Prime Minister Jóhanna Sigurdardóttir said at a press conference on Tuesday that she does not comprehend why the Central Bank and Financial Supervisory Authority (FME) didn’t form an action plan for the government last year to save the economy.
“I believe supervisory institutions didn’t fulfill their role,” Sigurdardóttir said.
Prime Minister Jóhanna Sigurdardóttir. Photo by Geir Ólafsson.
After presenting a report to three ministers on the poor condition of the banks and an unfortunate outlook in foreign credit markets in February 2008, the Central Bank lowered the reserve requirement in March and, in May, it declared the financial system fundamentally solid, Fréttabladid reports.
The lowering of the reserve requirement also included foreign subsidiaries of the Icelandic banks and contributed, for example, towards the expansion of Icesave, Landsbanki’s online savings unit in the UK and the Netherlands.
When Landsbanki was nationalized in October last year, the Icelandic state became partly responsible for the Icesave deposits, which caused a heated debate between Iceland, the UK and the Netherlands.

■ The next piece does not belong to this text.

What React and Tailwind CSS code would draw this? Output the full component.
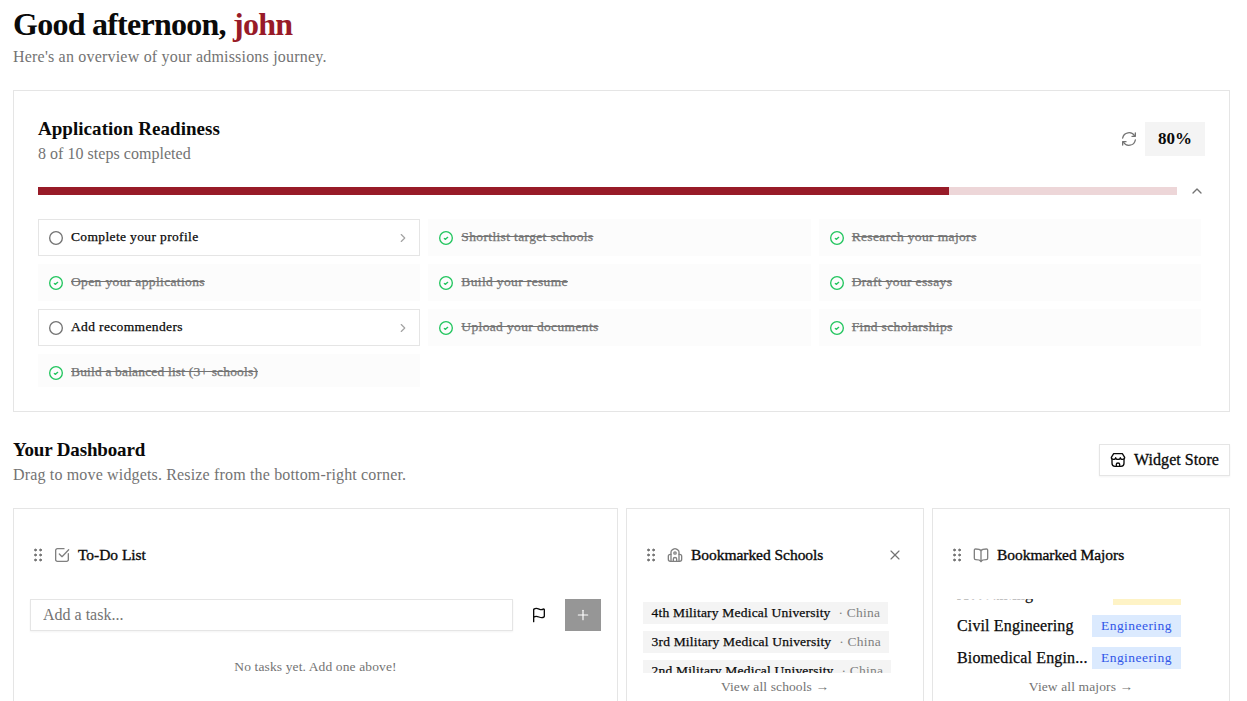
import { ChevronRight, ChevronUp, Flag, Plus, X } from "lucide-react";

const steps = [
  { label: "Complete your profile", done: false },
  { label: "Shortlist target schools", done: true },
  { label: "Research your majors", done: true },
  { label: "Open your applications", done: true },
  { label: "Build your resume", done: true },
  { label: "Draft your essays", done: true },
  { label: "Add recommenders", done: false },
  { label: "Upload your documents", done: true },
  { label: "Find scholarships", done: true },
  { label: "Build a balanced list (3+ schools)", done: true, tight: true },
];

const schools = [
  { name: "4th Military Medical University", country: "China" },
  { name: "3rd Military Medical University", country: "China" },
  { name: "2nd Military Medical University", country: "China" },
];

const majors = [
  { name: "Accounting", field: "Business", color: "bg-[#fef3c6] text-[#bb4d00] w-[68px]" },
  { name: "Civil Engineering", field: "Engineering", color: "bg-[#dbeafe] text-[#3056e8] w-[89px]" },
  { name: "Biomedical Engin...", field: "Engineering", color: "bg-[#dbeafe] text-[#3056e8] w-[89px]" },
];

function Icon({ size = 16, className = "", children }) {
  return (
    <svg
      width={size}
      height={size}
      viewBox="0 0 24 24"
      fill="none"
      stroke="currentColor"
      strokeWidth="2"
      strokeLinecap="round"
      strokeLinejoin="round"
      className={`shrink-0 ${className}`}
    >
      {children}
    </svg>
  );
}

function RefreshIcon() {
  return (
    <Icon className="text-[#737373]">
      <path d="M21.500 3v5h-5" />
      <path d="M2.500 10.500A9.700 9.700 0 0 1 20.500 7.500" />
      <path d="M2.500 21v-5h5" />
      <path d="M21.500 13.500A9.700 9.700 0 0 1 3.500 16.500" />
    </Icon>
  );
}

function DragIcon() {
  return (
    <Icon className="text-[#737373]">
      {[4.5, 12, 19.5].map((y) => (
        <g key={y} fill="currentColor" strokeWidth="1.5">
          <circle cx="8.200" cy={y} r="1.400" />
          <circle cx="15.800" cy={y} r="1.400" />
        </g>
      ))}
    </Icon>
  );
}

function TaskIcon() {
  return (
    <Icon className="text-[#808080]">
      <path d="M15 2.500H5a2.500 2.500 0 0 0-2.500 2.500v14A2.500 2.500 0 0 0 5 21.500h14a2.500 2.500 0 0 0 2.500-2.500v-9" />
      <path d="M8 10.500l4 4L22 4" />
    </Icon>
  );
}

function SchoolIcon() {
  return (
    <Icon className="text-[#808080]">
      <path d="M6 21.500V7.500C6 6 6.500 5.200 7.800 4.400l2-1.300c1.400-.900 3-.900 4.400 0l2 1.300C17.500 5.200 18 6 18 7.500v14" />
      <path d="M6 11H5c-2 0-3 1-3 3v4.500c0 2 1 3 3 3h14c2 0 3-1 3-3V14c0-2-1-3-3-3h-1" />
      <path d="M9.500 21.500V18c0-1.600 1-2.200 2.500-2.200s2.500.600 2.500 2.200v3.500" />
      <circle cx="12" cy="9" r="1.800" />
    </Icon>
  );
}

function BookIcon() {
  return (
    <Icon className="text-[#808080]">
      <path d="M12 6v16" />
      <path d="M12 5.500c-1.500-2-4-2.500-8-2.500-1.300 0-2 .700-2 2v12c0 1.300.700 2 2 2 4 0 6.500.500 8 2.500 1.500-2 4-2.500 8-2.500 1.300 0 2-.700 2-2V5c0-1.300-.700-2-2-2-4 0-6.500.500-8 2.500z" />
    </Icon>
  );
}

function StoreIcon() {
  return (
    <Icon>
      <path d="M3 11v6c0 3.500 1 4.500 4.500 4.500h9c3.500 0 4.500-1 4.500-4.500v-6" />
      <path d="M5.500 2.500h13L22 8c0 1.800-1.300 3-3 3-1.800 0-3.500-1-3.500-2.500C15.500 10 14 11 12 11S8.500 10 8.500 8.500C8.500 10 6.800 11 5 11c-1.700 0-3-1.200-3-3z" />
      <path d="M9.500 21.500V18.500c0-1.500 1-2 2.500-2s2.500.500 2.500 2v3" />
    </Icon>
  );
}

function Step({ step }) {
  return (
    <div
      className={`flex h-[37px] items-center gap-[7px] border px-2.5 ${
        step.done ? "border-transparent bg-[#fcfcfc] text-[#737373]" : "border-[#e5e5e5] text-[#0a0a0a]"
      }`}
    >
      <Icon className={`-ml-px ${step.done ? "text-[#22c55e]" : "text-[#737373]"}`}>
        <circle cx="12" cy="12" r="9.500" />
        {step.done && <path d="M9.500 12.800l1.700 1.200 3.300-3" />}
      </Icon>
      <span
        className={`-mt-px text-[13.5px] leading-4 [-webkit-text-stroke:0.25px] ${
          step.tight ? "tracking-[0.17px]" : "tracking-[0.36px]"
        } ${step.done ? "line-through" : ""}`}
      >
        {step.label}
      </span>
      {!step.done && <ChevronRight size={14} strokeWidth={2} className="-mr-px ml-auto text-[#a3a3a3]" />}
    </div>
  );
}

function WidgetTitle({ icon, children, closable }) {
  return (
    <div className="flex h-5 items-center">
      <DragIcon />
      <span className="ml-2 flex">{icon}</span>
      <h3 className="ml-2 text-[15.5px] leading-5 tracking-[-0.04px] [-webkit-text-stroke:0.35px]">{children}</h3>
      {closable && <X size={16} strokeWidth={1.75} className="ml-auto text-[#737373]" />}
    </div>
  );
}

export default function App() {
  return (
    <main className="h-[701px] overflow-hidden bg-white pl-[13px] pr-[17px] font-['Liberation_Serif',serif] text-[#0a0a0a]">
      <header className="pt-1.5">
        <h1 className="text-[32px] font-bold leading-9 tracking-[-0.75px]">
          Good afternoon, <span className="text-[#981b28]">john</span>
        </h1>
        <p className="-mb-0.5 mt-1 text-[16px] leading-[22px] tracking-[0.2px] text-[#737373]">
          Here's an overview of your admissions journey.
        </p>
      </header>

      <section className="mt-6 h-[322px] border border-[#e5e5e5] px-6 pt-6">
        <div className="flex items-center justify-between">
          <div>
            <h2 className="text-[19px] font-bold leading-7 tracking-[0.04px]">Application Readiness</h2>
            <p className="-mb-0.5 text-[16px] leading-[22px] tracking-[0.03px] text-[#737373]">
              8 of 10 steps completed
            </p>
          </div>
          <div className="flex items-center gap-2">
            <RefreshIcon />
            <span className="flex h-[34px] w-[60px] items-center justify-center bg-[#f4f4f4] text-[17px] font-bold">
              80%
            </span>
          </div>
        </div>

        <div className="mt-3 flex h-8 items-center">
          <div className="h-2 flex-1 bg-[#edd6d8]">
            <div className="h-full w-4/5 bg-[#981b28]" />
          </div>
          <ChevronUp size={16} strokeWidth={2} className="ml-3 text-[#737373]" />
        </div>

        <div className="mt-3 h-[168px] overflow-hidden pr-1">
          <div className="grid grid-cols-3 gap-2">
            {steps.map((step) => (
              <Step key={step.label} step={step} />
            ))}
          </div>
        </div>
      </section>

      <div className="mt-[22px] flex h-[52px] items-center justify-between">
        <div>
          <h2 className="text-[19px] font-bold leading-7 tracking-[-0.15px]">Your Dashboard</h2>
          <p className="-mb-0.5 text-[16px] leading-[22px] tracking-[0.16px] text-[#737373]">
            Drag to move widgets. Resize from the bottom-right corner.
          </p>
        </div>
        <button
          type="button"
          className="flex h-8 w-[131px] items-center gap-2 border border-[#e5e5e5] pl-2.5 shadow-xs"
        >
          <StoreIcon />
          <span className="whitespace-nowrap text-[16px] tracking-[0.06px] [-webkit-text-stroke:0.3px]">
            Widget Store
          </span>
        </button>
      </div>

      <div className="mt-[22px] grid h-[240px] grid-cols-[605px_298px_298px] gap-2">
        <section className="border border-[#e5e5e5] px-4 pt-9">
          <WidgetTitle icon={<TaskIcon />}>To-Do List</WidgetTitle>
          <div className="mt-[34px] flex h-8">
            <input
              type="text"
              placeholder="Add a task..."
              className="w-[483px] border border-[#e5e5e5] px-3 text-[16px] shadow-xs placeholder:text-[#737373]"
            />
            <button type="button" className="ml-2 flex w-9 items-center justify-center">
              <Flag size={16} strokeWidth={2} />
            </button>
            <button type="button" className="ml-2 flex w-9 items-center justify-center bg-[#969696] text-white">
              <Plus size={16} strokeWidth={1.75} />
            </button>
          </div>
          <p className="mt-7 text-center text-[13.5px] leading-4 tracking-[0.12px] text-[#737373]">
            No tasks yet. Add one above!
          </p>
        </section>

        <section className="border border-[#e5e5e5] px-4 pt-9">
          <div className="pr-1">
            <WidgetTitle icon={<SchoolIcon />} closable>
              Bookmarked Schools
            </WidgetTitle>
          </div>
          <div className="mt-[37px] flex h-[71px] flex-col items-start gap-[7px] overflow-hidden">
            {schools.map((school) => (
              <div
                key={school.name}
                className="flex h-[22px] shrink-0 items-center gap-2 bg-[#f4f4f4] pl-[8.5px] pr-2 text-[13.5px] leading-4 tracking-[0.2px]"
              >
                <span className="[-webkit-text-stroke:0.25px]">{school.name}</span>
                <span className="text-[#808080]">· {school.country}</span>
              </div>
            ))}
          </div>
          <p className="mt-1.5 text-center text-[13.5px] leading-4 tracking-[0.12px] text-[#737373]">
            View all schools →
          </p>
        </section>

        <section className="border border-[#e5e5e5] px-4 pt-9">
          <WidgetTitle icon={<BookIcon />}>Bookmarked Majors</WidgetTitle>
          <div className="mt-[34px] flex h-[75px] flex-col justify-end overflow-hidden pl-2 pr-8">
            {majors.map((major) => (
              <div key={major.name} className="flex h-8 shrink-0 items-center justify-between">
                <span className="whitespace-nowrap text-[16px] tracking-[0.14px] [-webkit-text-stroke:0.25px]">
                  {major.name}
                </span>
                <span
                  className={`flex h-[22px] shrink-0 items-center px-[9px] text-[13.5px] tracking-[0.45px] ${major.color}`}
                >
                  {major.field}
                </span>
              </div>
            ))}
          </div>
          <p className="mt-[5px] text-center text-[13.5px] leading-4 tracking-[0.12px] text-[#737373]">
            View all majors →
          </p>
        </section>
      </div>
    </main>
  );
}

The Central Bank’s report was written after a meeting with financial research companies and private banks in London in February 2008, who expressed deep concern about the Icelandic banking system.
Moody’s Investors Service was especially concerned about Icesave. Yet, despite their concern, Icelandic authorities didn’t prevent Landsbanki from opening the Dutch Icesave unit in May last year.
The then Prime Minister Geir H. Haarde told RÚV on Monday that “it hadn’t been easy” to react to the report when it was presented to him in February.
A few weeks later, Haarde and the then Foreign Minister Ingibjörg Sólrún Gísladóttir traveled to New York and Copenhagen to promote the Icelandic banks.
When asked about her opinion of these promotion initiatives, PM Sigurdardóttir, who was minister of social affairs at the time, would not comment apart from saying, “They decided to do it this way.”
Sigurdardóttir’s main criticism is aimed towards the Central Bank and the FME for having failed to react to the warning they received and not forming an action plan for the government.